У проекта авторитарной модернизации в России было и время, и ресурсы, и общественная поддержка. Тезисы о необходимости диверсификации экономики звучали в ранних путинских выступлениях не менее жестко, а иногда и более конкретно, нежели в статье Дмитрия Медведева. Немало говорилось об инновационной экономике. А чтобы снизить давление на бизнес, был принят целый пакет законов. Сегодня, почти 10 лет спустя, все эти темы свежи, как майские тюльпаны. А большая часть времени и сил ушла на установление прямого контроля над источниками ренты и перераспределение ее в целях обеспечения стабильности этого контроля. В конце этого пути мы обнаружили себя в том положении, о котором емко и точно сказано в статьях Медведева и Вьюгина. В этом, собственно, и состоит «ресурсное проклятие» для стран со слабыми политическими институтами.
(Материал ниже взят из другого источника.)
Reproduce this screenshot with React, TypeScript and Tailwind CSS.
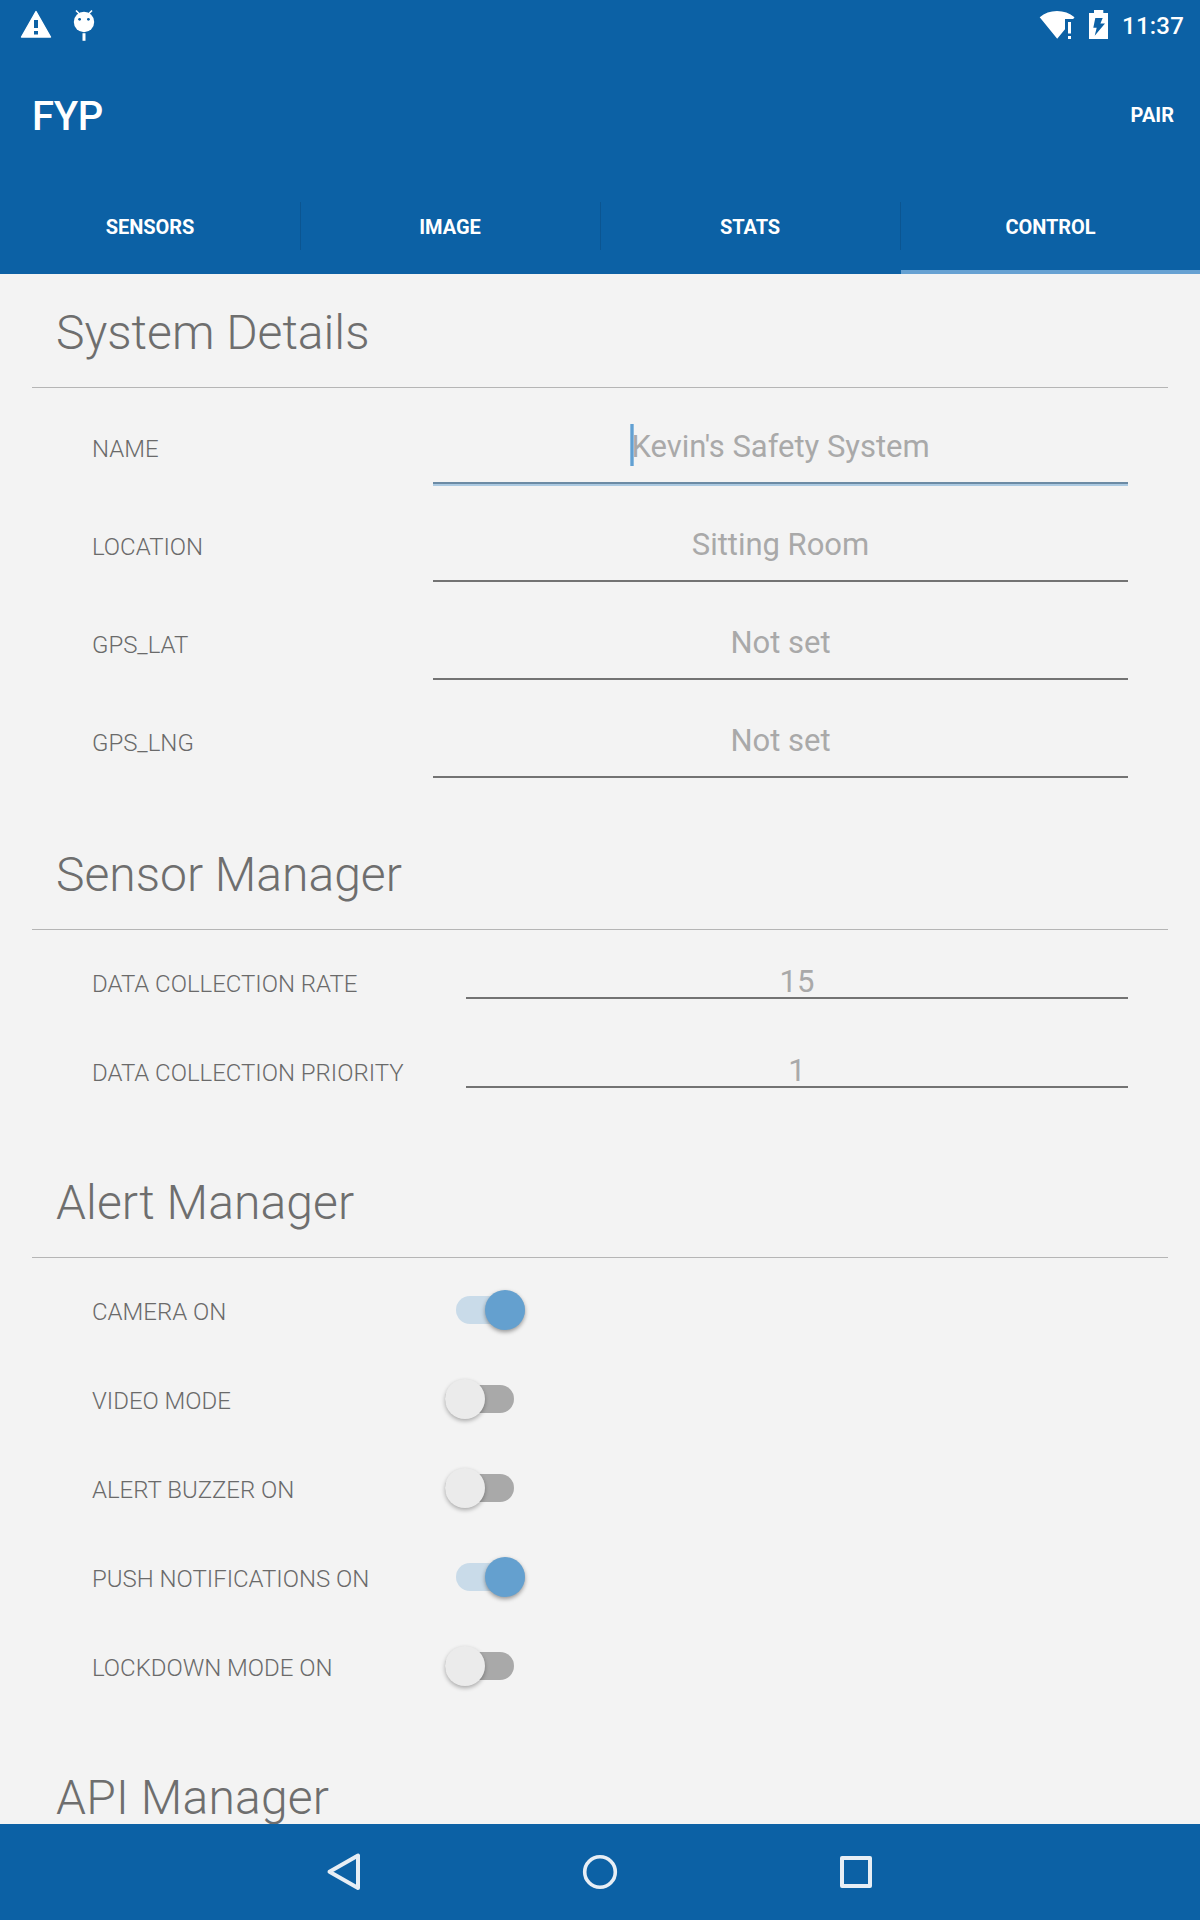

Отдавая сегодня себе отчет в кризисе «рентно-долговой модели», в невозможности опереться на нее в сколько-нибудь долгосрочной перспективе, в невозможности вырваться на ее основе не только из объятий сырьевой экономики, но и из сопутствующей ей социально-политической парадигмы «рента — коррупция — монополия», необходимо иметь в виду ту политико-правовую (точнее — квазиправовую) рамку, с которой существование этой модели неразрывно связано. Поставив себя выше закона, вертикаль разрушила сами основы и условия продуктивной конкуренции в обществе. Конкуренция невозможна без «правил», возможны только «обман» и «отъем».
Крупнейшие кризисы в жизни государств связаны, как правило, не с внешними шоками и не с циклическими кризисами, но с попыткой сохранить политический режим, экономическая основа которого уже подорвана. Попытка сохранить в новых условиях политическую модель, сложившуюся в тучные годы, когда доходы от внешней торговли в стоимостном выражении росли на 20-30% в год, а приток капитала увеличивался ежегодно в 1,5-2 раза, когда победоносное становление этой модели оплачивалось ежегодным ростом доходов населения на 10-15%, — это и есть главное антимодернизационное решение, главная угроза будущему страны. Хуже того — это грабли, на которые мы уже наступали при жизни нынешнего поколения. Можно, конечно, запретить называть грабли граблями во всех средствах массовой информации и даже в приватных разговорах. Но стоит помнить, что, когда вы наступаете на «это», оно со всей силы бьет вам по лбу.